Mr Beggs asked what had become of proposed health and care centres in Larne and Carrickfergus and then turned to the sweeping changes now proposed under Transforming Your Care, including closure of Health Service residential and nursing homes.

“The people who run the health service in Northern Ireland want to keep older people out of institutional care settings, maintain them in their own home for as long as possible and then have the private sector cater for those who need to go into care or a nursing home.

“Fine,”, said Mr Beggs, “but is there capacity for domiciliary and community care? Can even the current demands of care in the community be met?”

Mr Beggs recalled that in 2008 proposed re-provision of residential care for older people, entailing the closure of Lisgarel in Larne, Greenisland House and Clonmore generated “a level of public opposition that was unprecedented in my time as a public representative”.

He urged for clarity on the future of care homes, adding: “There is concern in the community, and I am sure that the minister is aware of it. It is unfortunate that a draft plan has been put out and left hanging for so long, yet there is uncertainty about its status and whether or not that is exactly what is planned.”

Responding, Mr Poots said: “I am well aware of the concerns of the local population regarding access to acute hospital services, including accident and emergency.”

He added that the new emergency department at Antrim will be “a purpose-built, state-of-the-art facility, which will incorporate the latest designs and innovations to meet the clinical standards required for a large emergency department, and it will cater for 90,000 attendances” - twice the capacity of the original.

The minister maintained that Transforming Your Care is aimed at providing “the full range of health and social care services outside the acute sector — in the community and closer to people’s homes, thus supporting an increasing number of people to live independently, preferably in their own homes, for longer, promoting good health, reducing unnecessary hospitalisation, improving chronic disease management and allowing for early diagnosis and treatment”.

He spoke of visiting a 90-year-old man in Islandmagee who was “very complimentary about the care that was being offered and delivered to him”. Mr Poots said: “By the way, that care was being delivered to him by a private company.”

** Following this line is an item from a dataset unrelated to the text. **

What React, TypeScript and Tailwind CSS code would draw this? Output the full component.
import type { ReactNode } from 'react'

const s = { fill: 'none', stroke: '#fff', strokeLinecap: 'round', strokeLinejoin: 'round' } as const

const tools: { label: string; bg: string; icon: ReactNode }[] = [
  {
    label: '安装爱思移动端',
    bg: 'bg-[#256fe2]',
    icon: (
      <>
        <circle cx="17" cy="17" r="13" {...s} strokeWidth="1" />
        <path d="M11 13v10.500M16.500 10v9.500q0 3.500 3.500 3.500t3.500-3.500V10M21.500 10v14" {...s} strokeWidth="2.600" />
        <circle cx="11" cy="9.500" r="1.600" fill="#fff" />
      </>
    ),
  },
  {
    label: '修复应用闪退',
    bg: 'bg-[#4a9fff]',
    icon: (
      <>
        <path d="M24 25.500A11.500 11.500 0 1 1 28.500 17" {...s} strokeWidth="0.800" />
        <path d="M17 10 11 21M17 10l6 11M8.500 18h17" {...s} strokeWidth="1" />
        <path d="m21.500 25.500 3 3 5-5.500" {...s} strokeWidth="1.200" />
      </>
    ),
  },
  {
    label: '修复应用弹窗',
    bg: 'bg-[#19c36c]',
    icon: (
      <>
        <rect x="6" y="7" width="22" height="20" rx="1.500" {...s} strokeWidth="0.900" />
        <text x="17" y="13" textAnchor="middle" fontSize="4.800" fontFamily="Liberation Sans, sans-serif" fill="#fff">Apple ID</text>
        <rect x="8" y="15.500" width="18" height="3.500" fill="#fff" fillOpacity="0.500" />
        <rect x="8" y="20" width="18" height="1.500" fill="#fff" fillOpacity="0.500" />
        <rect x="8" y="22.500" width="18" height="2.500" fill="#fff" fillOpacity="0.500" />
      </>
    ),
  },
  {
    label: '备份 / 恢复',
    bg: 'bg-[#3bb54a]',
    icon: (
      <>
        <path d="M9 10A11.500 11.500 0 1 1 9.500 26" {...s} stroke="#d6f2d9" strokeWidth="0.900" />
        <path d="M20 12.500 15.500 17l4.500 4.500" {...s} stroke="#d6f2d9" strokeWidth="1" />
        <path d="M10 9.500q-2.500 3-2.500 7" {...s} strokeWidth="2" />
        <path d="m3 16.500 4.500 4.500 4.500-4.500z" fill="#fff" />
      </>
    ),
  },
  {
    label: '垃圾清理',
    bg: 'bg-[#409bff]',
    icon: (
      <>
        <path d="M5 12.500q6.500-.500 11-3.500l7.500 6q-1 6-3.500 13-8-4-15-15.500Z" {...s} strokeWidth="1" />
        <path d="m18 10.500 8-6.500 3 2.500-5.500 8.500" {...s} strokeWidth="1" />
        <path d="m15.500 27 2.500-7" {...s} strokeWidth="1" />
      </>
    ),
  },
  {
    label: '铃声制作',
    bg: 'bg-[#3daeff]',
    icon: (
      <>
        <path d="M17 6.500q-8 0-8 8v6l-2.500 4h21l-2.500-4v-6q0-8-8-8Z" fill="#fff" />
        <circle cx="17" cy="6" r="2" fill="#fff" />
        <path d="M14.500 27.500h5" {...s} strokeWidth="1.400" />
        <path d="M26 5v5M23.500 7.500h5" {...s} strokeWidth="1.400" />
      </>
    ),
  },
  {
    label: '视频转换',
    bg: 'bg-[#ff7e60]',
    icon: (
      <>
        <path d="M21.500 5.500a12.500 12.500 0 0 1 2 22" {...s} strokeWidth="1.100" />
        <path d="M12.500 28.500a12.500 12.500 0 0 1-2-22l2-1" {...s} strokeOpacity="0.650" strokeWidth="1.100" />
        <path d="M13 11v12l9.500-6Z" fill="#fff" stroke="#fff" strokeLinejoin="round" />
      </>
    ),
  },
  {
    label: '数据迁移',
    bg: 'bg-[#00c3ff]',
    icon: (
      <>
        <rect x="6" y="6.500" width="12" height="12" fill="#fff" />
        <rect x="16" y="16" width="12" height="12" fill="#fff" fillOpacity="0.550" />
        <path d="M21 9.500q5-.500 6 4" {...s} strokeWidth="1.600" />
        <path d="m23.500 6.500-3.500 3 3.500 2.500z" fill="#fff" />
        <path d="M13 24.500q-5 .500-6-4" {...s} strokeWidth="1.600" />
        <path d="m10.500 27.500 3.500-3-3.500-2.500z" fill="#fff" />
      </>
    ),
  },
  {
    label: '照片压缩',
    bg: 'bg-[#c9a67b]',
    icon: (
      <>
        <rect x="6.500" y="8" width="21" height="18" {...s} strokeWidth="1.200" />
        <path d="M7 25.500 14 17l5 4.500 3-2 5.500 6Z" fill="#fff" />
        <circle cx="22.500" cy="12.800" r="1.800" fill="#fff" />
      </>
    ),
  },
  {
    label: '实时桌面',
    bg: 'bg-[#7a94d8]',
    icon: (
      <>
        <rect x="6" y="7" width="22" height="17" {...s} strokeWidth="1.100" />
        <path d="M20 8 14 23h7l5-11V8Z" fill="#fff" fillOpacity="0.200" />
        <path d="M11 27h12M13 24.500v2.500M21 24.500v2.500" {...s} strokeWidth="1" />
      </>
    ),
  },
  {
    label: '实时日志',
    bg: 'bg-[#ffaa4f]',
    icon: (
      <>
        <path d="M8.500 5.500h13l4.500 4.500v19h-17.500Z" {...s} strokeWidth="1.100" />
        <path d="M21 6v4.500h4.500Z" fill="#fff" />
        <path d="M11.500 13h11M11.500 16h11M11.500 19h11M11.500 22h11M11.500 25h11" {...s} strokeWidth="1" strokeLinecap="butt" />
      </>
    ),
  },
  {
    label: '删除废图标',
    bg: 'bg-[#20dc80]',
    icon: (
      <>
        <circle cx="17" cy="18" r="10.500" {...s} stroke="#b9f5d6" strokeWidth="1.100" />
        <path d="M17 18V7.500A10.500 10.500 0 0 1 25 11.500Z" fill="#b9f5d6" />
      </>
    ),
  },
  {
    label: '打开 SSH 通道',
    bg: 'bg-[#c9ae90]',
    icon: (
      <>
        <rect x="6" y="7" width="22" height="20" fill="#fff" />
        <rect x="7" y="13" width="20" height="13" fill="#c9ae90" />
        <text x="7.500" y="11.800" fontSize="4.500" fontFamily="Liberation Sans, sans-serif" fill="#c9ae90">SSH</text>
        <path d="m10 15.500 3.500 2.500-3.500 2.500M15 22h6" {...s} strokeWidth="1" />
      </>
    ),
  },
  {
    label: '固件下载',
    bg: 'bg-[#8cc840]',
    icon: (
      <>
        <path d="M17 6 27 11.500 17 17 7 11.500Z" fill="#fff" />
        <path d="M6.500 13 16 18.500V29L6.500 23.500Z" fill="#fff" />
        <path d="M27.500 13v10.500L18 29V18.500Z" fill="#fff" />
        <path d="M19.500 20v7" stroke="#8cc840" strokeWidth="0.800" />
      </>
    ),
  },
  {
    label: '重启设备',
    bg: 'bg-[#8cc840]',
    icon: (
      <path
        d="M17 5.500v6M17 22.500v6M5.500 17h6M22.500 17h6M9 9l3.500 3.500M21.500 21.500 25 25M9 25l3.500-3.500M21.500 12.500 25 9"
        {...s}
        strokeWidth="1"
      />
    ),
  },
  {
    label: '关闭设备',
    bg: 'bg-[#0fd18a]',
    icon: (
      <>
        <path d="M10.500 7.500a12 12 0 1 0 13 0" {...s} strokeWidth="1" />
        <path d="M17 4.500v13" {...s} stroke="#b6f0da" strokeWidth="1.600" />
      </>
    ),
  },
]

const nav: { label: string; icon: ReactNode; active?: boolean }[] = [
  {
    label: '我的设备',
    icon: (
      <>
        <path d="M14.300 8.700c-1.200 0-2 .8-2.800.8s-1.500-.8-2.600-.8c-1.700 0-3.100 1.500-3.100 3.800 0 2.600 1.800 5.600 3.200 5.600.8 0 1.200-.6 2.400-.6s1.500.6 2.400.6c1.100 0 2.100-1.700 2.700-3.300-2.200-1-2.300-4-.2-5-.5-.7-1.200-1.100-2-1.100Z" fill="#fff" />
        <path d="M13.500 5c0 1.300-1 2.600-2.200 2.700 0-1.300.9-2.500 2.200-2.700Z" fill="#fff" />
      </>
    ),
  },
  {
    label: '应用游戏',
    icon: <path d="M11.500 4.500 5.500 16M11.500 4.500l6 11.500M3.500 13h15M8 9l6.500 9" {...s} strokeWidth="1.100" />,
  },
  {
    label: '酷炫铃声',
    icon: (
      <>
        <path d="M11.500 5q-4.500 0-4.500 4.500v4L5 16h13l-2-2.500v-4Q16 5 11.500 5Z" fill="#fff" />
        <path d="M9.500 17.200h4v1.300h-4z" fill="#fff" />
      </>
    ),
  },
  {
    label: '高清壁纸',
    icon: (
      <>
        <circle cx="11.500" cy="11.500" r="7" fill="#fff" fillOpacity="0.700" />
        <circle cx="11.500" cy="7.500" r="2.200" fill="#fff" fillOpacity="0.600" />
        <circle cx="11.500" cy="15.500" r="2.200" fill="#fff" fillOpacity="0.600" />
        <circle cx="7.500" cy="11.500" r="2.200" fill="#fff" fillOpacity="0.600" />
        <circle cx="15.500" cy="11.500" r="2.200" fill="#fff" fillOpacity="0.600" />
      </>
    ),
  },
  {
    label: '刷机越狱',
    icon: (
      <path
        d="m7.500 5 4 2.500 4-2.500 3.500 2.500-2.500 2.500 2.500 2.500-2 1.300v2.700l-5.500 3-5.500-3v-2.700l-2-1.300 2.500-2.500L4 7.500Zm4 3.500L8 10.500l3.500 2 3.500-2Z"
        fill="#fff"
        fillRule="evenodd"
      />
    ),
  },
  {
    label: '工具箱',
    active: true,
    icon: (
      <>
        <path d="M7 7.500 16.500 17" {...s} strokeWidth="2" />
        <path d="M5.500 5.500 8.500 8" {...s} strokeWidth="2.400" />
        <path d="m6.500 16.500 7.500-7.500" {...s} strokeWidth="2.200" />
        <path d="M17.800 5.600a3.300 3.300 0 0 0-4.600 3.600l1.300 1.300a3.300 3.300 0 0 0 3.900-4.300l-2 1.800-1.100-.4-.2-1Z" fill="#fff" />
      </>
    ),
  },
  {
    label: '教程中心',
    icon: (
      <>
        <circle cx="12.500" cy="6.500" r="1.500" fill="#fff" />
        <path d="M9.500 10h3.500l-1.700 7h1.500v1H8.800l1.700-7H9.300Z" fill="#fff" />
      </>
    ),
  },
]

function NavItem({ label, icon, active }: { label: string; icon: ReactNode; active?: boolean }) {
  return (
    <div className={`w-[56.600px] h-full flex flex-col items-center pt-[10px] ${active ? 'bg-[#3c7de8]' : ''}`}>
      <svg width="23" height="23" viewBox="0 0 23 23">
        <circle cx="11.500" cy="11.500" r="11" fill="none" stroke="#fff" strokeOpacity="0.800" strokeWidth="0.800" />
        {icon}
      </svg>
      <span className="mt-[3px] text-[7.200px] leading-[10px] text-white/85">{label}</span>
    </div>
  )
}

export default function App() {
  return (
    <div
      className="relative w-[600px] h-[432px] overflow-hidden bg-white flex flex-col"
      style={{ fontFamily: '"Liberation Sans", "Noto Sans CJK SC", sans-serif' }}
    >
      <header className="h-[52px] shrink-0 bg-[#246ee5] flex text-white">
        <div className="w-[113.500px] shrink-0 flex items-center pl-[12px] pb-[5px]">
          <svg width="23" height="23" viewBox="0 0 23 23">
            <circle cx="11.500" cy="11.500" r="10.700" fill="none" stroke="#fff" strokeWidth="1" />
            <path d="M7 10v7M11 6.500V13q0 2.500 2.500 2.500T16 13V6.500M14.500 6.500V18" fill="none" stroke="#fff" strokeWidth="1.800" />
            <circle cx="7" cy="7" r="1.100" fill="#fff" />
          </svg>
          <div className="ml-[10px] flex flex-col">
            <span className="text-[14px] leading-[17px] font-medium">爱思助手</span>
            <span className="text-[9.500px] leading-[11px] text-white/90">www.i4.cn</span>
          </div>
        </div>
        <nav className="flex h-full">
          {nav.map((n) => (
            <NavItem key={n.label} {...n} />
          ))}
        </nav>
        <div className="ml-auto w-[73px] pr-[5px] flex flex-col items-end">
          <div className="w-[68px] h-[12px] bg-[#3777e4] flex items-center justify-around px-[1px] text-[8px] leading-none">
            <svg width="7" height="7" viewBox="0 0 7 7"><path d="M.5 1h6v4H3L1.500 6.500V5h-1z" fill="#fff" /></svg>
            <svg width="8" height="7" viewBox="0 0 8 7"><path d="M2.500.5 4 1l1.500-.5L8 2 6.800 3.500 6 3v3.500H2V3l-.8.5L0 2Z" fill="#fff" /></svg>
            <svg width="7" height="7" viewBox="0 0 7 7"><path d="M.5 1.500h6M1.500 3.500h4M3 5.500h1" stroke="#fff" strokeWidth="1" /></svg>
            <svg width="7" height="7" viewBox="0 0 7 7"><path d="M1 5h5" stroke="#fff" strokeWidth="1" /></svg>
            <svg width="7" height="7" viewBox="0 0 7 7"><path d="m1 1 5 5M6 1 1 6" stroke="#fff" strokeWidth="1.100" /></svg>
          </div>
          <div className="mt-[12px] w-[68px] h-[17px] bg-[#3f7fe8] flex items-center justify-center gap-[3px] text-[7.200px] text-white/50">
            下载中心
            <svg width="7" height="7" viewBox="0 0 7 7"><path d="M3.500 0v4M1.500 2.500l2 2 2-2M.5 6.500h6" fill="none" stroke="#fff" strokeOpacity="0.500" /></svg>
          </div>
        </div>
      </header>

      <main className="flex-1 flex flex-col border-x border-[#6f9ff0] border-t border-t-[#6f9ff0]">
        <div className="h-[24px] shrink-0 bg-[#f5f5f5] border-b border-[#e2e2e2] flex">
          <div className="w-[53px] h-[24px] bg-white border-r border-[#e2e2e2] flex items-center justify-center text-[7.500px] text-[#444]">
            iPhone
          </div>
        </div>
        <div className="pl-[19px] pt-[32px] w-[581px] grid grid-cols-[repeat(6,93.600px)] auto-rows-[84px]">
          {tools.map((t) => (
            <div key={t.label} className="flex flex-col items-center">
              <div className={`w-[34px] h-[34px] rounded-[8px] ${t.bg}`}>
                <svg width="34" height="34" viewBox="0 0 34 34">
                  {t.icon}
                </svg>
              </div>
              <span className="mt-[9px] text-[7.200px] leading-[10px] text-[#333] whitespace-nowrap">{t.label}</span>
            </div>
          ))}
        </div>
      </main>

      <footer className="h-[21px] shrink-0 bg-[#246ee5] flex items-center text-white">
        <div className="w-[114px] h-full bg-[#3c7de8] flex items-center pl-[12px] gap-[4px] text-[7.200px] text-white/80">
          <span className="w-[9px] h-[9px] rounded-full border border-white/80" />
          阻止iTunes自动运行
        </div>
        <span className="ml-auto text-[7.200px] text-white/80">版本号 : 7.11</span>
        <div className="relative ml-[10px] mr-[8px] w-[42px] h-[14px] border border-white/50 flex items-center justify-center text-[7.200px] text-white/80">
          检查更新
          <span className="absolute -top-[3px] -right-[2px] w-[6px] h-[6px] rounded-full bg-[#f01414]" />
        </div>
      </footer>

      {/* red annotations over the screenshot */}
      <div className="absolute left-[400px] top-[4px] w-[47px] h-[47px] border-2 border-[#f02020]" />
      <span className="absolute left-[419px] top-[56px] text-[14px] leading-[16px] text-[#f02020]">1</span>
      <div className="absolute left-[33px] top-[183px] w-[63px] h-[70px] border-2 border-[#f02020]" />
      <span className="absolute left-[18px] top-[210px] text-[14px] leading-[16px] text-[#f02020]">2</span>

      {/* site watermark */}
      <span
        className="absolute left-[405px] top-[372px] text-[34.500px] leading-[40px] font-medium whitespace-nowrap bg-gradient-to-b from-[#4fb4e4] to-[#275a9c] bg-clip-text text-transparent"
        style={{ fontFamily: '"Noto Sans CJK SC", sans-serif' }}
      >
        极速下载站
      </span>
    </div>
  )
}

The minister acknowledged that the health centres in both Larne and Carrickfergus are in “very poor condition”, adding: “Unfortunately, when the health estate was being reviewed under the previous administration, Carrick and Larne did not appear to fit in at that time with the provision of new primary care facilities.

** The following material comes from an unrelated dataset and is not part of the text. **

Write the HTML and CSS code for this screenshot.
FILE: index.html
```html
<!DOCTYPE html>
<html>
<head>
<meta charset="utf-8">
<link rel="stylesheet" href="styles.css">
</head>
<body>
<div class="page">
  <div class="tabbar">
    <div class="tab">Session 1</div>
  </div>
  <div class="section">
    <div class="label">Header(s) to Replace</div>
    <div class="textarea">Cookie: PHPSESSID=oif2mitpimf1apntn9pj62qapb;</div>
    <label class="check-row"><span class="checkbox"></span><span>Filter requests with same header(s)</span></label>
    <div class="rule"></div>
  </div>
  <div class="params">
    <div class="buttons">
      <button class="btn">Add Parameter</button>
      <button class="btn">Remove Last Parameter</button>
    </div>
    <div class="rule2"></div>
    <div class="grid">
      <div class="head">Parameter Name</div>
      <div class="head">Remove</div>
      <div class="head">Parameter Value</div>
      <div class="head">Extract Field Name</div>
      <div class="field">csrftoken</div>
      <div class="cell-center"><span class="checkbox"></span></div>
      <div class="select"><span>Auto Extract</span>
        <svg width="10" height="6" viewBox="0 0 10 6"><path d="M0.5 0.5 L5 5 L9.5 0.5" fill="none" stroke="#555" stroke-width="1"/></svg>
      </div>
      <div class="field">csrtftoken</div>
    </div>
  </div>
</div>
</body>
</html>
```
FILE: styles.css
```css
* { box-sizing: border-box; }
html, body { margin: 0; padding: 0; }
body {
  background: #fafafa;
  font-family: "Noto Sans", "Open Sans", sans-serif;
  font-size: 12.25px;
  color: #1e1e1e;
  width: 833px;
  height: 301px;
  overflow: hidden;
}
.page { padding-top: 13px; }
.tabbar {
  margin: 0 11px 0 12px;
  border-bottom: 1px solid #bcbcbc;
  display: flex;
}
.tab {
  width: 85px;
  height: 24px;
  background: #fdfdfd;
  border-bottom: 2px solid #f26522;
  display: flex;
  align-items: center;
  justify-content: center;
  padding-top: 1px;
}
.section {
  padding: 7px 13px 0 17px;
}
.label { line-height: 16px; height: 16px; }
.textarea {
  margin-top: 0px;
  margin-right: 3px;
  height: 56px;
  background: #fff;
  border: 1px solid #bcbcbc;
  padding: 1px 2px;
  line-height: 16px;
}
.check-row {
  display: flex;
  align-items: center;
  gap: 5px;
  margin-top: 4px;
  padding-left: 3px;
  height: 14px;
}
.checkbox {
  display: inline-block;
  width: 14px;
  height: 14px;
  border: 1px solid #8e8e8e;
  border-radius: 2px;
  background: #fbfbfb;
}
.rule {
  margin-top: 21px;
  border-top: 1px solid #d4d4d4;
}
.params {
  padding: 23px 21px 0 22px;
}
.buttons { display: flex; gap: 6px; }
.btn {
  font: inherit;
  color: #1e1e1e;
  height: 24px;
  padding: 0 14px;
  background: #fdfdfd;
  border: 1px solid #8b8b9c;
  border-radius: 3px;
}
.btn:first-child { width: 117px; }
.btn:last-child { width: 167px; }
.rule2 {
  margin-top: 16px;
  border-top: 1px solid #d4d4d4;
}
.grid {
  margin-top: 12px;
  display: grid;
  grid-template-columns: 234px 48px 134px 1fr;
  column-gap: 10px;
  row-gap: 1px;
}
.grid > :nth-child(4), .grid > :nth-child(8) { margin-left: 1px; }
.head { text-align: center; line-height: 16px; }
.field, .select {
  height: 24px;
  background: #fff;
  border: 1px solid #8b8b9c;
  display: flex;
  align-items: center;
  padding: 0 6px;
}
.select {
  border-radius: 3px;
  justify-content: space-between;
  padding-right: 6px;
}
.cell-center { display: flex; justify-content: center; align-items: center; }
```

“I am actively looking at alternative funding options, because it is very difficult to stop other programmes and change those around, and I am very keen to address the issue in Carrickfergus and LarneMr Poots told MLAs: “No decisions have been made on the final shape of services in East Antrim.” However, he did indicate that the Larne primary care team - currently based in the health centre, Moyle medical centre and Moyle community services centre - are relocating to Inver House by the end of the financial year.